Pomegranate molasses is a common ingredient in Persian and Mediterranean cuisine. Everything about it is AMAZING. As I have mentioned in previous posts using pomegranate molasses, you can use store bought or make your own from scratch for this recipe. I love it in stews, salad dressings, and drizzled on top of food.
Saffron is also one of my favorite flavor enhancers. It’s hard to describe the flavor (honey-like? slightly bitter?), but I like adding it to stews to create a rounder flavor. Whatever you do, do not skip using it in this recipe. It is a nice counter to the salty miso and the sweet tangy pomegranate molasses in this eggplant bean stew.

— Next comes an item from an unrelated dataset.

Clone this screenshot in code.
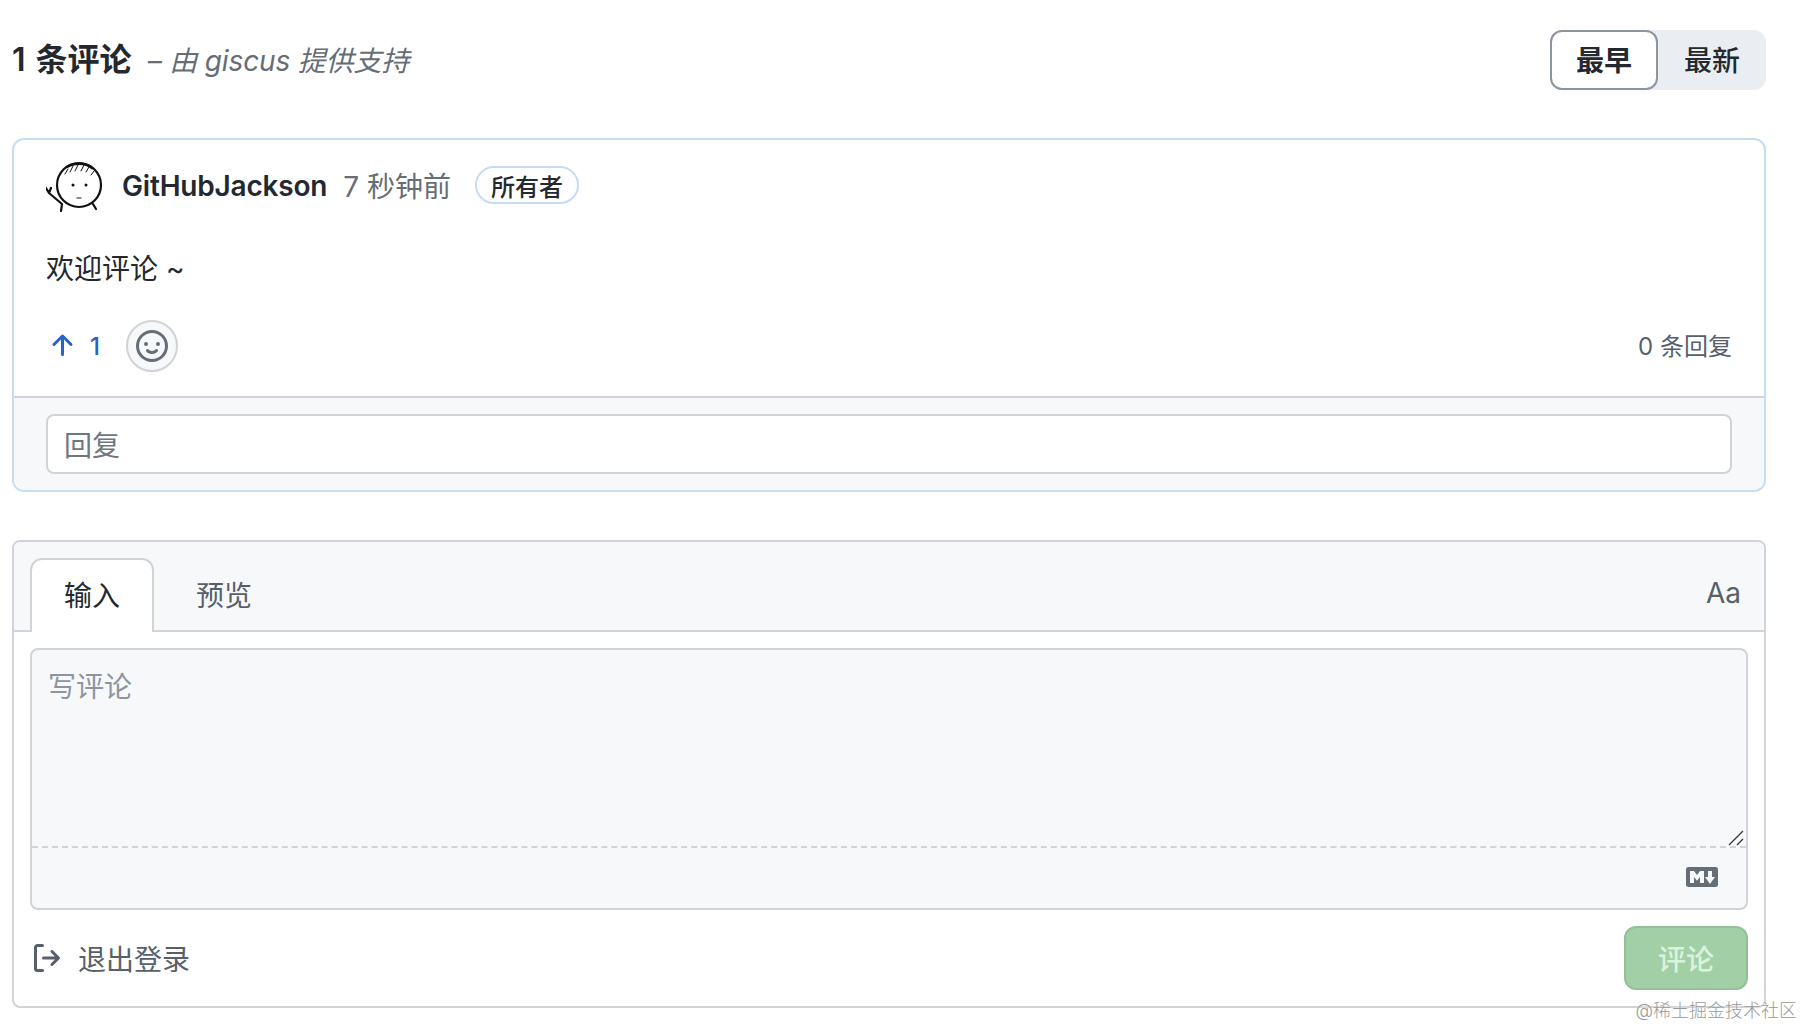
<script>
  let sort = 'oldest';
</script>

<div class="page">
  <header class="head">
    <h4 class="count">1 条评论 <em>– 由 giscus 提供支持</em></h4>
    <div class="sort">
      <button class:active={sort === 'oldest'} on:click={() => (sort = 'oldest')}>最早</button>
      <button class:active={sort === 'newest'} on:click={() => (sort = 'newest')}>最新</button>
    </div>
  </header>

  <section class="comment">
    <div class="comment-main">
      <div class="meta">
        <svg class="avatar" viewBox="0 0 60 52" fill="none" stroke="#111" stroke-width="2.2" stroke-linecap="round">
          <circle cx="33" cy="24" r="22" />
          <path d="M19 13l3-5M24 11l3-6M29 10l3-6M35 10l3-6M40 11l3-5M45 14l3-4" stroke-width="1" />
          <path d="M21 6c6-4 18-5 25 1" stroke-width="2.6" />
          <path d="M16 43L3 32M3 32L0 27M3 32L5 27M16 43l-1 7M47 43l3 5" />
          <circle cx="27" cy="24" r="1.5" fill="#111" stroke="none" />
          <circle cx="40" cy="24" r="1.5" fill="#111" stroke="none" />
          <path d="M31 37h4" stroke="#666" stroke-width="1.4" />
        </svg>
        <span class="name">GitHubJackson</span>
        <span class="time">7 秒钟前</span>
        <span class="badge">所有者</span>
      </div>
      <p class="body">欢迎评论 ~</p>
      <div class="actions">
        <span class="vote">
          <svg viewBox="0 0 16 16" width="32" height="32" fill="currentColor"><path d="M3.47 7.78a.75.75 0 0 1 0-1.06l4.25-4.25a.75.75 0 0 1 1.06 0l4.25 4.25a.751.751 0 0 1-.018 1.042.751.751 0 0 1-1.042.018L9 4.81v7.44a.75.75 0 0 1-1.5 0V4.81L4.53 7.78a.75.75 0 0 1-1.06 0Z" /></svg>
          1
        </span>
        <span class="emoji">
          <svg viewBox="0 0 16 16" width="32" height="32" fill="currentColor"><path d="M8 0a8 8 0 1 1 0 16A8 8 0 0 1 8 0ZM1.5 8a6.5 6.5 0 1 0 13 0 6.5 6.5 0 0 0-13 0Zm3.82 1.636a.75.75 0 0 1 1.038.175l.007.009c.103.118.22.222.35.31.264.178.683.37 1.285.37.602 0 1.02-.192 1.285-.371.13-.088.247-.192.35-.31l.007-.008a.75.75 0 0 1 1.222.87l-.022-.015c.02.013.021.015.021.015v.001l-.001.002-.002.003-.005.007-.014.019a2.066 2.066 0 0 1-.184.213c-.16.166-.338.316-.53.445-.63.418-1.37.638-2.127.629-.946 0-1.652-.308-2.126-.63a3.331 3.331 0 0 1-.715-.657l-.014-.02-.005-.006-.002-.003v-.002h-.001l.613-.432-.614.43a.75.75 0 0 1 .183-1.044ZM12 7a1 1 0 1 1-2 0 1 1 0 0 1 2 0ZM5 8a1 1 0 1 1 0-2 1 1 0 0 1 0 2Zm5.25 2.25.592.416a97.71 97.71 0 0 0-.592-.416Z" /></svg>
        </span>
        <span class="replies">0 条回复</span>
      </div>
    </div>
    <div class="comment-foot">
      <div class="reply">回复</div>
    </div>
  </section>

  <section class="editor">
    <div class="tabs">
      <span class="tab active">输入</span>
      <span class="tab second">预览</span>
      <span class="aa">Aa</span>
    </div>
    <div class="editor-body">
      <div class="write">
        <div class="input">
          写评论
          <svg class="grip" viewBox="0 0 16 16" width="16" height="16" fill="none" stroke="#333" stroke-width="1.3"><path d="M1 15L15 1M9 15l6-6" /></svg>
        </div>
        <div class="md">
          <svg viewBox="0 0 16 16" width="32" height="32" fill="#656d76"><path d="M14.85 3c.63 0 1.15.52 1.14 1.15v7.7c0 .63-.51 1.15-1.15 1.15H1.15C.52 13 0 12.48 0 11.85v-7.7C0 3.52.52 3 1.15 3ZM9 11V5H7L5.5 7 4 5H2v6h2V8l1.5 1.92L7 8v3Zm2.99.5L14.5 8H13V5h-2v3H9.5Z" /></svg>
        </div>
      </div>
      <div class="submit-row">
        <span class="signout">
          <svg viewBox="0 0 16 16" width="32" height="32" fill="currentColor"><path d="M2 2.75C2 1.784 2.784 1 3.75 1h2.5a.75.75 0 0 1 0 1.5h-2.5a.25.25 0 0 0-.25.25v10.5c0 .138.112.25.25.25h2.5a.75.75 0 0 1 0 1.5h-2.5A1.75 1.75 0 0 1 2 13.25Zm10.44 4.5-1.97-1.97a.749.749 0 0 1 .326-1.275.749.749 0 0 1 .734.215l3.25 3.25a.75.75 0 0 1 0 1.06l-3.25 3.25a.749.749 0 0 1-1.275-.326.749.749 0 0 1 .215-.734l1.97-1.97H6.75a.75.75 0 0 1 0-1.5Z" /></svg>
          退出登录
        </span>
        <button class="submit">评论</button>
      </div>
    </div>
  </section>
  <span class="watermark">@稀土掘金技术社区</span>
</div>

<style>
  :global(body) {
    margin: 0;
    background: #fff;
  }

  .page {
    box-sizing: border-box;
    position: relative;
    width: 1802px;
    height: 1028px;
    padding: 30px 36px 0 12px;
    overflow: hidden;
    font-family: Inter, "Noto Sans CJK SC", sans-serif;
    font-size: 28px;
    color: #24292f;
  }

  .head {
    display: flex;
    align-items: center;
    justify-content: space-between;
    height: 60px;
    margin-bottom: 48px;
  }

  .count {
    margin: 0 0 6px;
    font-size: 32px;
    font-weight: 600;
    word-spacing: 2px;
  }

  .count em {
    margin-left: 6px;
    font-size: 28px;
    font-weight: 400;
    color: #656d76;
    word-spacing: 0;
    letter-spacing: -0.15px;
  }

  .sort {
    display: flex;
    background: #eaeef2;
    border-radius: 12px;
  }

  .sort button {
    box-sizing: border-box;
    height: 60px;
    width: 108px;
    padding: 0 0 2px;
    font: inherit;
    font-weight: 500;
    color: #24292f;
    background: transparent;
    border: 2px solid transparent;
    border-radius: 12px;
  }

  .sort button.active {
    font-weight: 600;
    background: #fff;
    border-color: #8c959f;
  }

  .comment {
    border: 2px solid #c4dcf6;
    border-radius: 12px;
    overflow: hidden;
    margin-bottom: 48px;
  }

  .comment-main {
    padding: 20px 32px 0;
    height: 256px;
    box-sizing: border-box;
  }

  .meta {
    display: flex;
    align-items: center;
    height: 50px;
  }

  .avatar {
    width: 60px;
    height: 52px;
    margin-top: 4px;
    margin-right: 16px;
  }

  .name {
    font-weight: 600;
    margin-right: 16px;
    letter-spacing: -0.2px;
    padding-top: 2px;
  }

  .time {
    color: #656d76;
    margin-right: 24px;
  }

  .badge {
    box-sizing: border-box;
    height: 38px;
    padding: 0 14px;
    display: flex;
    align-items: center;
    font-size: 24px;
    font-weight: 500;
    border: 2px solid #c4dcf6;
    border-radius: 19px;
  }

  .body {
    margin: 38px 0 0;
    line-height: 42px;
  }

  .actions {
    display: flex;
    align-items: center;
    margin-top: 30px;
    height: 52px;
  }

  .vote {
    display: flex;
    align-items: center;
    gap: 12px;
    width: 80px;
    font-size: 24px;
    font-weight: 500;
    color: #2563c9;
  }

  .emoji {
    box-sizing: border-box;
    width: 52px;
    height: 52px;
    display: flex;
    align-items: center;
    justify-content: center;
    color: #656d76;
    background: #f6f8fa;
    border: 2px solid #d0d3d7;
    border-radius: 50%;
  }

  .replies {
    margin-left: auto;
    margin-bottom: 4px;
    font-size: 24px;
    color: #57606a;
  }

  .comment-foot {
    padding: 16px 32px;
    background: #f6f8fa;
    border-top: 2px solid #d0d3d7;
  }

  .reply {
    box-sizing: border-box;
    height: 60px;
    padding: 0 16px;
    display: flex;
    align-items: center;
    color: #6e7781;
    background: #fff;
    border: 2px solid #d0d3d7;
    border-radius: 8px;
  }

  .editor {
    box-sizing: border-box;
    height: 468px;
    border: 2px solid #d0d3d7;
    border-radius: 8px;
    overflow: hidden;
  }

  .tabs {
    box-sizing: border-box;
    display: flex;
    align-items: flex-end;
    height: 90px;
    padding: 0 16px;
    background: #f6f8fa;
    border-bottom: 2px solid #d0d3d7;
  }

  .tab {
    box-sizing: border-box;
    width: 124px;
    height: 74px;
    margin-bottom: -2px;
    padding-bottom: 4px;
    display: flex;
    align-items: center;
    justify-content: center;
    color: #57606a;
    border: 2px solid transparent;
    border-bottom: 0;
    border-radius: 12px 12px 0 0;
  }

  .tab.second {
    margin-left: 8px;
  }

  .tab.active {
    color: #24292f;
    background: #fff;
    border-color: #d0d3d7;
  }

  .aa {
    margin-left: auto;
    align-self: center;
    margin-top: 14px;
    margin-right: 7px;
    color: #57606a;
  }

  .editor-body {
    padding: 16px 16px 0;
    background: #fff;
  }

  .write {
    box-sizing: border-box;
    height: 262px;
    background: #f6f8fa;
    border: 2px solid #d0d3d7;
    border-radius: 8px;
  }

  .input {
    box-sizing: border-box;
    position: relative;
    height: 198px;
    padding: 15px 16px 0;
    color: #8c959f;
    border-bottom: 2px dashed #d0d3d7;
  }

  .grip {
    position: absolute;
    right: 2px;
    bottom: 0;
  }

  .md {
    display: flex;
    justify-content: flex-end;
    padding: 13px 28px 0 0;
  }

  .submit-row {
    display: flex;
    align-items: center;
    justify-content: space-between;
    margin-top: 16px;
  }

  .signout {
    display: flex;
    align-items: center;
    gap: 16px;
    color: #57606a;
  }

  .submit {
    box-sizing: border-box;
    width: 124px;
    height: 64px;
    padding: 0;
    font: inherit;
    font-weight: 500;
    color: #dbf3dc;
    background: #a2cfa6;
    border: 2px solid #93c098;
    border-radius: 12px;
  }

  .watermark {
    position: absolute;
    right: 5px;
    bottom: 6px;
    font-size: 18px;
    font-weight: 300;
    color: #999;
    text-shadow: 0 0 2px #fff;
  }
</style>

Slow Cooker Middle Eastern Chickpea Eggplant Stew
1 medium onion, chopped
4 garlic cloves, coarsely chopped
2 tsp olive oil
½ tsp ground cardamom
½ tsp ground cinnamon
½ tsp ground cumin
½ tsp garlic powder
½” X ½” piece of fresh ginger, peeled and minced
29 ounce can of tomato puree
Pinch of saffron
2-3 Tbsp reduced sodium soy sauce (OR gluten free tamari)
1 tsp red miso
2 Tbsp pomegranate molasses
15 ounce can of chickpeas, drained and rinsed
1 large eggplant, cubed
2 cup fresh spinach
Prepared couscous or short brown rice, to serve

1. In a large, heavy pot or dutch oven, add onions, garlic, olive oil, and a pinch of salt. Sauté over medium heat for 5 minutes or until onions are soft and a bit golden. Add the cardamom, cinnamon, cumin and garlic powder and sauté another 2 minutes over low heat.
2. Stir in the minced ginger and sauté another minute. Add the tomato puree, saffron, soy sauce, miso and pomegranate molasses. Simmer over medium heat for 5 minutes.

3. Add the sauce, eggplant and chickpeas to the slow cooker and stir until well combined. Secure the lid, and cook on HIGH for 4-5 hours.

4. Remove the lid, stir in the spinach until it wilts. Taste, and adjust seasonings (does it need more soy sauce? more pomegranate?). Serve over couscous or short brown rice.